In part the book reads as an ad for the systematic research he hopes will be initiated on baclofen for addiction treatment. Apparently, drug companies are unmotivated to study it b/c it's already out of patent, so there's little profit to be obtained should it prove successful.
The number of interventions that have helped one person in particular via uncontrolled case study is infinite, and most don't turn out to be worth much, but he does have a coherent rationale for why it should work, some animal research that fits, and apparently reasonable credibility with some brain researchers who know what they're talking about, so maybe it will turn out to be a breakthrough.
first part of the book is a boring (to me) recitation of the awful things he did and said while getting drunk all the time -- at the risk of sounding insensitive, this sort of description is fascinating at first but numbing eventually.
Author is very very sure of himself, a bit dismissive of everybody else [college students could create a [hopefully non-alcoholic:] drinking game with this book by taking a drink every time he writes approximately "I told [health professional x:] that my drinking was secondary to anxiety, but they didn't want to listen"], and writes in overdetailed fashion about trivia such as how he discovered how to use PubMed for literature searches.
Nevertheless, if you're interested in addiction treatment, it's worth a look.
Among the dozen or so addiction memoirs I've read, this one's pretty good. In terms of storytelling, it's well-written, well-paced, and narrated in an engaging voice. In terms of substance, it stands out for two reasons.
(1) The narrator is a doctor, so he describes his journey through symptoms, treatment, relapse, and finally recovery from the perspective of someone who really understands and takes seriously the scientific method. Unlike many addicts and experts, he's clear-eyed about distinguishing his chronic anxiety from his alcoholism, clarifying that the former is a root cause of the latter.
(2) The narrator has cured himself with a little-known miracle drug (baclofen), so he's writing not for cathartic or literary purposes, but to promote his cure. His book is basically a vehicle for describing why and how he ran a case study on himself, then published it in a peer-reviewed journal to deafening silence from the medical community. For all that, the book is still engaging, not didactic, and reads like a human story - except the last chapter, which reads like a grant proposal plus op-ed. For aesthetic reasons I'd have cut this chapter and made it an appendix.

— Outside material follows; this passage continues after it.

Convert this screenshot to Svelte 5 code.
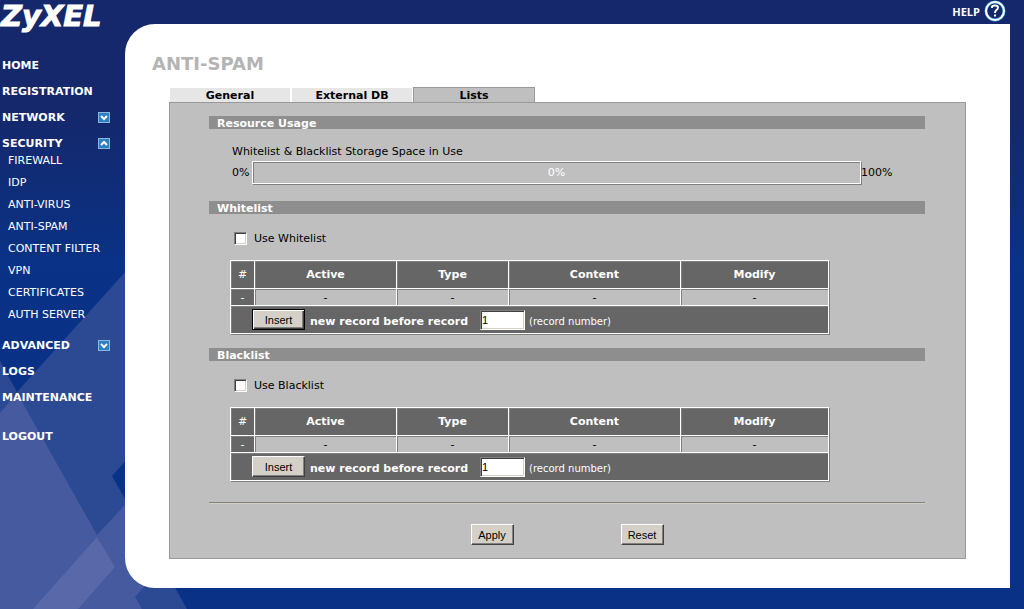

But I appreciate his sense of moral urgency.
Fascinating read about Olivier Ameisen's struggle with anxiety co-mingled with addiction to alcohol. Although an accomplished cardiologist, the alcohol addiction led to the demise of his practice as well as complete disruption of his life. He found complete relief through the use of baclofen, a drug with minimal side effects. I recommend it to anyone who struggles with addiction or has loved ones who struggle with addiction.
As a clinician I appreciate anything that attends to the biochemical nature of addiction. I am a fan of anti-craving medication and I felt his approach was refreshing in that he was using a medical approach to deal with a medical problem.
I would hope that more people would explore Naltrexone, Campral or other methods to deal with cravings.